No RJ, o quadro é de falência múltipla de órgãos. O principal condomínio de poder do estado, construído em torno dos caciques estaduais do (P)MDB, implodiu. Os que escaparam do desmonte tentam juntar os cacos do espólio pra se viabilizar em torno de nomes como Eduardo Paes (agora no DEM) e Romário. A esquerda fluminense paga o preço, por um lado, de 3 décadas de divisão e sectarismo mútuo por parte de suas principais correntes, e por outro, de sua adesão, em parte, aos governos do PMDB que causou grande desgaste destes setores junto às suas bases políticas e sociais. Pulverizadas em várias candidaturas, nossas já fragilizadas agremiações correm o risco de terem um desempenho inexpressivo, incapaz de reverter o quadro terminal da saúde política de nosso estado.
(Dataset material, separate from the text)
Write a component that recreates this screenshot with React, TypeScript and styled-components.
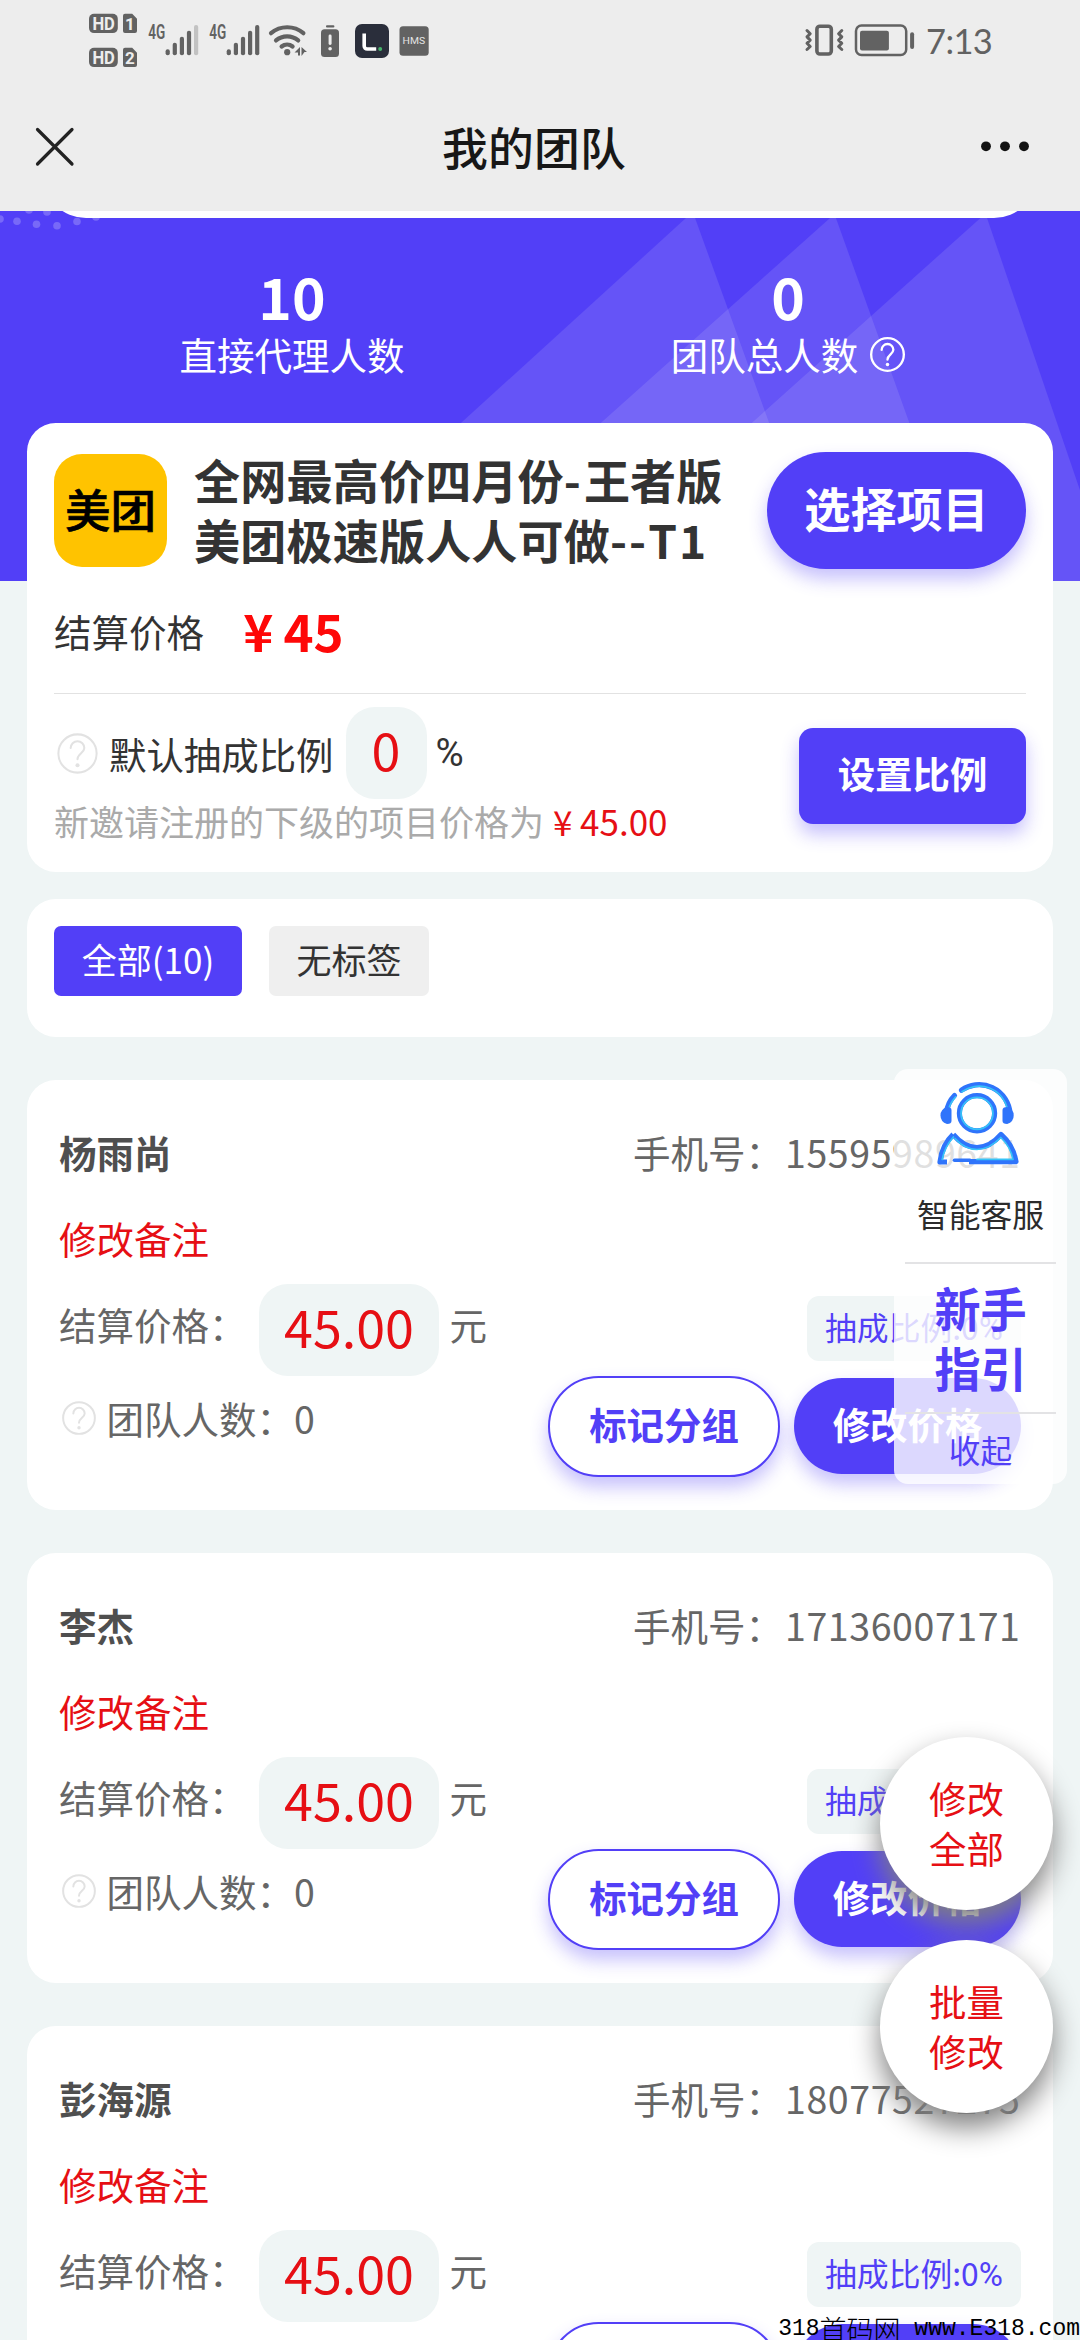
import React from 'react';
import styled, { createGlobalStyle } from 'styled-components';

const BLUE = '#523ff7';
const RED = '#e60f14';
const PAGE = '#eff5f5';
const STATUS = '#626262';

const GlobalStyle = createGlobalStyle`
  *, *::before, *::after { box-sizing: border-box; }
  html, body { margin: 0; padding: 0; background: ${PAGE}; }
  body {
    font-family: "Noto Sans CJK SC", "Noto Sans", sans-serif;
    color: #333;
    overflow: hidden;
  }
  button { font-family: inherit; border: 0; padding: 0; margin: 0; }
`;

const Screen = styled.div`
  position: relative;
  width: 1080px;
  height: 2340px;
  overflow: hidden;
  background: ${PAGE};
`;

/* ---------- top bars ---------- */

const TopArea = styled.header`
  height: 211px;
  background: #ededed;
`;

const StatusBar = styled.div`
  height: 76px;
  display: flex;
  justify-content: space-between;
  padding: 0 84px;
`;

const StatusGroup = styled.div`
  display: flex;
  align-items: center;
`;

const StatusSvg = styled.svg`
  display: block;
  height: 76px;
  fill: ${STATUS};
  font-family: Roboto, sans-serif;
`;

const Clock = styled.span`
  font-family: Lato, sans-serif;
  font-size: 34.5px;
  line-height: 76px;
  letter-spacing: -0.6px;
  color: ${STATUS};
  margin-left: 9px;
  padding-top: 6px;
  width: 70px;
`;

const TitleBar = styled.div`
  height: 135px;
  display: flex;
  align-items: flex-start;
  justify-content: space-between;
  padding: 42px 48px 0 33px;
`;

const Title = styled.h1`
  margin: 0;
  font-size: 45.8px;
  line-height: 56px;
  font-weight: 500;
  color: #171717;
  letter-spacing: 0.2px;
  padding-left: 11px;
`;

const BarIcon = styled.svg`
  display: block;
  height: 56px;
`;

/* ---------- hero ---------- */

const Hero = styled.section`
  position: relative;
  height: 370px;
  background: ${BLUE};
`;

const HeroArt = styled.svg`
  position: absolute;
  inset: 0;
  width: 1080px;
  height: 370px;
`;

const Stats = styled.div`
  position: relative;
  display: grid;
  grid-template-columns: 496px 496px;
  padding: 45px 44px 0;
  color: #fff;
`;

const Stat = styled.div`
  display: flex;
  flex-direction: column;
  align-items: center;
`;

const StatValue = styled.strong`
  font-size: 57px;
  line-height: 79px;
  font-weight: 700;
`;

const StatLabel = styled.span`
  display: flex;
  align-items: center;
  gap: 12px;
  font-size: 37.5px;
  line-height: 38px;
`;

/* ---------- cards ---------- */

const Content = styled.main`
  position: relative;
  margin-top: -158px;
  padding: 0 27px;
  display: flex;
  flex-direction: column;
`;

const Card = styled.section`
  background: #fff;
  border-radius: 28.8px;
`;

const ProjectCard = styled(Card)`
  height: 449px;
  padding: 29px 27px 0;
`;

const ProjectHead = styled.div`
  display: flex;
  align-items: flex-start;
  height: 120px;
`;

const Logo = styled.div`
  width: 113px;
  height: 113px;
  margin-top: 2px;
  border-radius: 28px;
  background: #ffc300;
  color: #000;
  font-size: 45.5px;
  line-height: 109px;
  font-weight: 500;
  -webkit-text-stroke: 0.6px #000;
  text-align: center;
`;

const ProjectTitle = styled.h2`
  margin: -3.5px 0 0 27px;
  width: 560px;
  font-size: 46.08px;
  line-height: 60.2px;
  letter-spacing: 0.15px;
  font-weight: 700;
  color: #333;
`;

const Loose = styled.span<{ $gap: number }>`
  letter-spacing: ${(p) => p.$gap}px;
`;

const Solid = styled.button<{ $w: number; $h: number; $r: number; $size: number; $lift?: number }>`
  flex: none;
  width: ${(p) => p.$w}px;
  height: ${(p) => p.$h}px;
  border-radius: ${(p) => p.$r}px;
  padding-bottom: ${(p) => p.$lift ?? 5}px;
  background: ${BLUE};
  color: #fff;
  font-size: ${(p) => p.$size}px;
  line-height: 1;
  font-weight: 700;
  box-shadow: 0 10px 18px rgba(82, 63, 247, 0.32);
`;

const PickButton = styled(Solid)`
  margin-left: auto;
`;

const PriceRow = styled.div`
  display: flex;
  align-items: center;
  height: 122px;
  border-bottom: 1px solid #e2e2e2;
  padding-bottom: 5px;
  font-size: 37.5px;
`;

const PriceValue = styled.strong`
  margin-left: 27px;
  margin-top: -1px;
  font-size: 51px;
  line-height: 60px;
  color: #fe0808;
`;

const Yen = styled.span`
  display: inline-block;
  width: 1.03em;
  padding-left: 0.04em;
  text-align: center;
`;

const RatioRow = styled.div`
  display: flex;
  justify-content: space-between;
`;

const RatioLeft = styled.div`
  padding-top: 13px;
`;

const RatioLine = styled.div`
  display: flex;
  align-items: center;
  height: 92px;
  font-size: 37.44px;
  padding-left: 3px;
`;

const RatioLabel = styled.span`
  margin-left: 11px;
  margin-top: 2px;
  line-height: 46px;
`;

const Field = styled.span<{ $w: number; $ml: number }>`
  flex: none;
  width: ${(p) => p.$w}px;
  height: 92px;
  margin-left: ${(p) => p.$ml}px;
  border-radius: 28.8px;
  background: ${PAGE};
  color: ${RED};
  font-size: 52px;
  line-height: 84px;
  text-align: center;
`;

const Percent = styled.span<{ $size: number }>`
  font-family: Roboto, sans-serif;
  font-size: ${(p) => p.$size}px;
`;

const RatioPercent = styled(Percent)`
  margin-left: 9px;
  margin-top: -2px;
`;

const RatioNote = styled.p`
  margin: 0;
  font-size: 35px;
  line-height: 44px;
  color: #aaa;
  white-space: nowrap;
`;

const NoteAmount = styled.span`
  color: ${RED};
`;

const RatioButton = styled(Solid)`
  margin-top: 34px;
`;

const TabCard = styled(Card)`
  margin-top: 27px;
  height: 138px;
  padding: 27px;
  display: flex;
  align-items: flex-start;
  gap: 27px;
`;

const Tab = styled.span<{ $active?: boolean; $w: number }>`
  width: ${(p) => p.$w}px;
  height: 70px;
  border-radius: 7px;
  background: ${(p) => (p.$active ? BLUE : '#efefef')};
  color: ${(p) => (p.$active ? '#fff' : '#333')};
  font-size: 35px;
  line-height: 66px;
  text-align: center;
`;

/* ---------- members ---------- */

const MemberCard = styled(Card)`
  height: 430px;
  margin-top: 43px;
  padding: 47px 32px 0;
  color: #666;
  font-size: 37.5px;
  line-height: 49px;
`;

const MemberHead = styled.div`
  display: flex;
  justify-content: space-between;
`;

const MemberName = styled.strong`
  color: #4f4f4f;
`;

const Phone = styled.span`
  width: 388px;
  white-space: nowrap;
`;

const PhoneDigits = styled.span`
  margin-left: 2px;
  letter-spacing: 0.6px;
`;

const EditNote = styled.div`
  margin-top: 36.5px;
  color: ${RED};
`;

const MemberBody = styled.div`
  margin-top: 22.5px;
  display: flex;
  justify-content: space-between;
`;

const MemberPrice = styled.div`
  display: flex;
  align-items: center;
  height: 92px;
`;

const RowText = styled.span`
  padding-bottom: 14px;
`;

const Unit = styled(RowText)`
  margin-left: 10.5px;
`;

const TeamLine = styled.div`
  display: flex;
  align-items: center;
  margin-top: 17px;
  padding-left: 2.5px;
  gap: 11px;
`;

const MemberActions = styled.div`
  display: flex;
  flex-direction: column;
  align-items: flex-end;
  padding-top: 12.3px;
`;

const RatioTag = styled.span`
  width: 214px;
  height: 65px;
  border-radius: 12px;
  background: ${PAGE};
  color: ${BLUE};
  font-size: 31.8px;
  line-height: 61px;
  text-align: center;
  white-space: nowrap;
`;

const ButtonRow = styled.div`
  margin-top: 14.5px;
  display: flex;
  align-items: center;
  gap: 14px;
`;

const Outline = styled.button`
  width: 232px;
  height: 101px;
  border: 2px solid ${BLUE};
  border-radius: 51px;
  padding-bottom: 3px;
  background: #fff;
  color: ${BLUE};
  font-size: 37.44px;
  line-height: 1;
  font-weight: 700;
  box-shadow: 0 10px 18px rgba(82, 63, 247, 0.32);
`;

/* ---------- floating layers ---------- */

const ServicePanel = styled.aside`
  position: absolute;
  left: 894px;
  top: 1069px;
  width: 173px;
  height: 415px;
  border-radius: 14px;
  background: rgba(255, 255, 255, 0.8);
  display: flex;
  flex-direction: column;
  align-items: center;
  padding-top: 12.5px;
`;

const ServiceIcon = styled.svg`
  display: block;
  flex: none;
  width: 82px;
  height: 83px;
  margin-right: 5px;
`;

const ServiceText = styled.span`
  margin-top: 28px;
  font-size: 31.8px;
  line-height: 40px;
  color: #2c2c2c;
`;

const PanelLine = styled.i<{ $top: number }>`
  flex: none;
  width: 151px;
  height: 2px;
  margin-top: ${(p) => p.$top}px;
  background: #e3e3e5;
`;

const Guide = styled.strong`
  margin-top: 13px;
  width: 92.2px;
  font-size: 46.08px;
  line-height: 60.4px;
  color: ${BLUE};
`;

const Collapse = styled.span`
  margin-top: 15px;
  font-size: 31.68px;
  line-height: 40px;
  color: ${BLUE};
`;

const RoundActions = styled.div`
  position: absolute;
  left: 880px;
  top: 1737px;
  display: flex;
  flex-direction: column;
  gap: 30px;
`;

const RoundButton = styled.button`
  width: 173px;
  height: 173px;
  border-radius: 50%;
  padding: 0 49px 2px;
  background: #fff;
  color: ${RED};
  font-size: 37.44px;
  line-height: 50px;
  box-shadow: 0 14.4px 28.8px #808080;
`;

const Watermark = styled.div`
  position: absolute;
  right: 0;
  bottom: -3px;
  display: flex;
  align-items: center;
  font-family: "Liberation Mono", "Noto Sans CJK SC", monospace;
  font-size: 23px;
  line-height: 28px;
  color: #000;
  white-space: pre;
`;

const WatermarkCjk = styled.span`
  font-size: 27px;
  font-family: "Noto Sans CJK SC", sans-serif;
  font-weight: 300;
`;

/* ---------- drawings ---------- */

function Help({ size, color, stroke }: { size: number; color: string; stroke: number }) {
  return (
    <svg width={size} height={size} viewBox="0 0 24 24" fill="none" stroke={color} strokeWidth={stroke}>
      <circle cx="12" cy="12" r="11.2" />
      <path d="M8 8.8a4 4 0 0 1 8 0c0 2.900-4 3.300-4 6.600" strokeLinecap="round" />
      <circle cx="12" cy="18.900" r="1.200" fill={color} stroke="none" />
    </svg>
  );
}

function Signal({ x, weak }: { x: number; weak?: boolean }) {
  const tops = [49.3, 42.7, 36.7, 30.7, 25];
  return (
    <>
      <text x={x - 19.5} y={38.6} fontSize="19.5" fontWeight="600" textLength="17" lengthAdjust="spacingAndGlyphs">4G</text>
      {tops.map((t, i) => (
        <rect key={t} x={x - 2.1 + i * 7.1} y={t} width="4.2" height={55.3 - t} rx="2" fill={weak && i === 4 ? '#c2c2c2' : STATUS} />
      ))}
    </>
  );
}

function StatusLeft() {
  return (
    <StatusGroup>
      <StatusSvg width="62" viewBox="84 0 62 76">
        {[13.7, 47.7].map((y, i) => (
          <g key={y}>
            <rect x="89" y={y} width="28.8" height="19.4" rx="5" />
            <text x="92.4" y={y + 15.9} fontSize="17.6" fontWeight="700" fill="#ededed" textLength="22.5" lengthAdjust="spacingAndGlyphs">HD</text>
            <path d={`M125 ${y}h7.2l4.8 5v12.4a2 2 0 0 1-2 2h-10a2 2 0 0 1-2-2v-15.4a2 2 0 0 1 2-2z`} />
            <text x="130" y={y + 16} fontSize="17" fontWeight="700" fill="#ededed" textAnchor="middle">{i + 1}</text>
          </g>
        ))}
      </StatusSvg>
      <StatusSvg width="120" viewBox="146 0 120 76">
        <Signal x={167.7} weak />
        <Signal x={228.8} />
      </StatusSvg>
      <StatusSvg width="47" viewBox="266 0 47 76">
        <g fill="none" stroke={STATUS} strokeWidth="4.2" strokeLinecap="round">
          <path d="M271 33.2a25 25 0 0 1 32.4 0" />
          <path d="M276 40.4a17 17 0 0 1 22.2 0" />
          <path d="M281.6 46.5a9 9 0 0 1 11 0" />
        </g>
        <circle cx="287.2" cy="52.2" r="3.1" />
        <path d="M294.500 52.500l5.500-5.500v8.500h-2v-3zM301.500 47l5.500 5h-2.500l-3 4z" />
      </StatusSvg>
      <StatusSvg width="36" viewBox="313 0 36 76">
        <rect x="326" y="25.2" width="8.4" height="2.2" rx="1" />
        <rect x="321" y="29.2" width="18" height="27.8" rx="3.5" />
        <rect x="328.6" y="34.5" width="3" height="10.5" rx="1.4" fill="#ededed" />
        <circle cx="330.1" cy="48.8" r="1.8" fill="#ededed" />
      </StatusSvg>
      <StatusSvg width="44" viewBox="349 0 44 76">
        <rect x="355" y="24" width="34" height="34" rx="7" fill="#2a2e3b" />
        <path d="M364.2 33.5v12.500a3 3 0 0 0 3 3h9" fill="none" stroke="#fff" strokeWidth="3.6" />
        <circle cx="380.2" cy="49" r="2" fill="#47b36b" />
      </StatusSvg>
      <StatusSvg width="40" viewBox="393 0 40 76">
        <rect x="399.5" y="26.3" width="29.2" height="29.4" rx="3.5" />
        <text x="402.6" y="44.2" fontSize="9" fontWeight="400" fill="#e4e4e4" textLength="22.5" lengthAdjust="spacingAndGlyphs">HMS</text>
      </StatusSvg>
    </StatusGroup>
  );
}

function StatusRight() {
  return (
    <StatusGroup>
      <StatusSvg width="48" viewBox="800 0 48 76">
        <rect x="815.9" y="26.2" width="14.4" height="27.8" rx="3" fill="none" stroke={STATUS} strokeWidth="3.6" />
        <g fill="none" stroke={STATUS} strokeWidth="3" strokeLinecap="round" strokeLinejoin="round">
          <path d="M806 30.500l3.200 3.200-3.200 3.200 3.200 3.200-3.200 3.200 3.200 3.200-3.200 3" />
          <path d="M840.800 30.500l-3.200 3.200 3.200 3.200-3.200 3.200 3.200 3.200-3.200 3.200 3.200 3" />
        </g>
      </StatusSvg>
      <StatusSvg width="68" viewBox="848 0 68 76">
        <rect x="855" y="25.5" width="50.2" height="29.6" rx="5.5" fill="none" stroke={STATUS} strokeWidth="2.5" />
        <rect x="859" y="30.7" width="28.9" height="19.8" rx="2" />
        <rect x="909.1" y="32.3" width="4" height="16.7" rx="2" />
      </StatusSvg>
      <Clock>7:13</Clock>
    </StatusGroup>
  );
}

function HeadsetPerson() {
  return (
    <ServiceIcon viewBox="0 0 82 83" fill="none">
      <g stroke="#2f74fb" strokeWidth="5.2" strokeLinecap="round" strokeLinejoin="round">
        <circle cx="40" cy="31.3" r="17.6" />
        <path d="M24.500 8.200A31 31 0 0 1 73 31" />
        <path d="M17.500 13.500Q11 20 9.500 30" />
        <path d="M16.200 52.500Q5 63 3 80H10" strokeLinecap="butt" />
        <path d="M16.200 52.500Q27 65.500 40 65.500T64 52.500Q76 63 79 79.600H32" strokeLinecap="butt" />
        <path d="M17.500 78.300H33" strokeWidth="3.6" />
      </g>
      <g stroke="#37c3f7" strokeWidth="1.7" strokeLinecap="round" strokeLinejoin="round">
        <circle cx="40" cy="31.3" r="16" />
        <path d="M25 9.800A29 29 0 0 1 70.500 27" />
        <path d="M18.500 15Q13 21 11.500 28" />
        <path d="M16.400 55Q7.500 65 5.200 77.500" />
        <path d="M18 56.500Q28 67.500 40 67.500T63.800 55.500Q73.500 64.500 76 77.400H40" />
      </g>
      <path d="M10 25q4.500 0 4.500 3v11q0 3-4.500 3-6.500-2-6.500-8.500T10 25z" fill="#2f74fb" />
      <path d="M70.200 25q-4.700 0-4.700 3v11q0 3 4.700 3 6.500-2 6.500-8.500T70.200 25z" fill="#2f74fb" />
    </ServiceIcon>
  );
}

const dots: [number, number][] = [[0, 8], [17, 10.3], [36.5, 13.3], [57, 14.7], [77, 10.5], [96, 6], [47, 1], [29, -1]];

const members = [
  { name: '杨雨尚', phone: '15595989641' },
  { name: '李杰', phone: '17136007171' },
  { name: '彭海源', phone: '18077527275' },
];

function Member({ name, phone }: { name: string; phone: string }) {
  return (
    <MemberCard>
      <MemberHead>
        <MemberName>{name}</MemberName>
        <Phone>手机号：<PhoneDigits>{phone}</PhoneDigits></Phone>
      </MemberHead>
      <EditNote>修改备注</EditNote>
      <MemberBody>
        <div>
          <MemberPrice>
            <RowText>结算价格：</RowText>
            <Field $w={180} $ml={12.5}>45.00</Field>
            <Unit>元</Unit>
          </MemberPrice>
          <TeamLine>
            <Help size={34} color="#e2e2e2" stroke={1.4} />
            <span>团队人数：0</span>
          </TeamLine>
        </div>
        <MemberActions>
          <RatioTag>抽成比例:0<Percent $size={33}>%</Percent></RatioTag>
          <ButtonRow>
            <Outline>标记分组</Outline>
            <Solid $w={227} $h={96} $r={48} $size={37.44} $lift={3}>修改价格</Solid>
          </ButtonRow>
        </MemberActions>
      </MemberBody>
    </MemberCard>
  );
}

export default function App() {
  return (
    <Screen>
      <GlobalStyle />
      <TopArea>
        <StatusBar>
          <StatusLeft />
          <StatusRight />
        </StatusBar>
        <TitleBar>
          <BarIcon width="44" viewBox="33 118 44 56">
            <path d="M37.500 129.500l34.500 34.500M72 129.500l-34.500 34.500" stroke="#222" strokeWidth="3.2" strokeLinecap="round" />
          </BarIcon>
          <Title>我的团队</Title>
          <BarIcon width="52" viewBox="980 118 52 56">
            {[986, 1005, 1024].map((x) => <circle key={x} cx={x} cy="146.3" r="4.9" fill="#111" />)}
          </BarIcon>
        </TitleBar>
      </TopArea>

      <Hero>
        <HeroArt viewBox="0 0 1080 370">
          <g fill="#fff" fillOpacity="0.11">
            <path d="M692.800 0.800L287.500 370H826.300z" />
            <path d="M834.500 3L424 370H966z" />
            <path d="M985.500 2.500L575.500 370H1111z" />
          </g>
          {dots.map(([x, y]) => <circle key={x} cx={x} cy={y} r="3.8" fill="#fff" fillOpacity="0.22" />)}
          <rect x="43" y="-93" width="994" height="100" rx="43" fill="#fff" />
        </HeroArt>
        <Stats>
          <Stat>
            <StatValue>10</StatValue>
            <StatLabel>直接代理人数</StatLabel>
          </Stat>
          <Stat>
            <StatValue>0</StatValue>
            <StatLabel>团队总人数<Help size={35} color="#fff" stroke={1.6} /></StatLabel>
          </Stat>
        </Stats>
      </Hero>

      <Content>
        <ProjectCard>
          <ProjectHead>
            <Logo>美团</Logo>
            <ProjectTitle>
              全网最高价四月份<Loose $gap={3}>-</Loose>王者版
              <br />
              美团极速版人人可做<Loose $gap={2}>--T1</Loose>
            </ProjectTitle>
            <PickButton $w={259} $h={117} $r={58.5} $size={46.08} $lift={6}>选择项目</PickButton>
          </ProjectHead>
          <PriceRow>
            <span>结算价格</span>
            <PriceValue><Yen>¥</Yen>45</PriceValue>
          </PriceRow>
          <RatioRow>
            <RatioLeft>
              <RatioLine>
                <Help size={41} color="#e2e2e2" stroke={1.2} />
                <RatioLabel>默认抽成比例</RatioLabel>
                <Field $w={81} $ml={12}>0</Field>
                <RatioPercent $size={38.5}>%</RatioPercent>
              </RatioLine>
              <RatioNote>新邀请注册的下级的项目价格为<NoteAmount><Yen>¥</Yen>45.00</NoteAmount></RatioNote>
            </RatioLeft>
            <RatioButton $w={227} $h={96} $r={14} $size={37.44}>设置比例</RatioButton>
          </RatioRow>
        </ProjectCard>

        <TabCard>
          <Tab $active $w={188}>全部(10)</Tab>
          <Tab $w={160}>无标签</Tab>
        </TabCard>

        {members.map((m) => <Member key={m.phone} {...m} />)}
      </Content>

      <ServicePanel>
        <HeadsetPerson />
        <ServiceText>智能客服</ServiceText>
        <PanelLine $top={29} />
        <Guide>新手指引</Guide>
        <PanelLine $top={14.5} />
        <Collapse>收起</Collapse>
      </ServicePanel>

      <RoundActions>
        <RoundButton>修改全部</RoundButton>
        <RoundButton>批量修改</RoundButton>
      </RoundActions>

      <Watermark>318<WatermarkCjk>首码网</WatermarkCjk> www.E318.com</Watermark>
    </Screen>
  );
}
Por fim, as eleições proporcionais, para a Câmara de Deputados e Assembléias Legislativas. Temos hoje um Congresso Nacional dos piores, totalmente desacreditado pela sociedade, com uma representação majoritária das elites econômicas, ruralistas, indústria armamentista, bancada evangélica e associações diversas com o crime organizado. Apesar do sentimento de rejeição da população contra a política e seus representantes, não caminhamos para um cenário de renovação de personagens e práticas. Ao contrário, para citar apenas o exemplo do Rio, por aqui os filhos e filhas de Sérgio Cabral, Eduardo Cunha, Roberto Jefferson, Picciani, Garotinho, César Maia e Bolsononaro, além de Crivella, concorrem à Câmara Federal ou ALERJ, com eleições praticamente asseguradas. É preciso disputar este voto, especialmente junto aos setores populares, sempre associando à disputa do voto com a disputa de projetos de país, de cidade e de sociedade.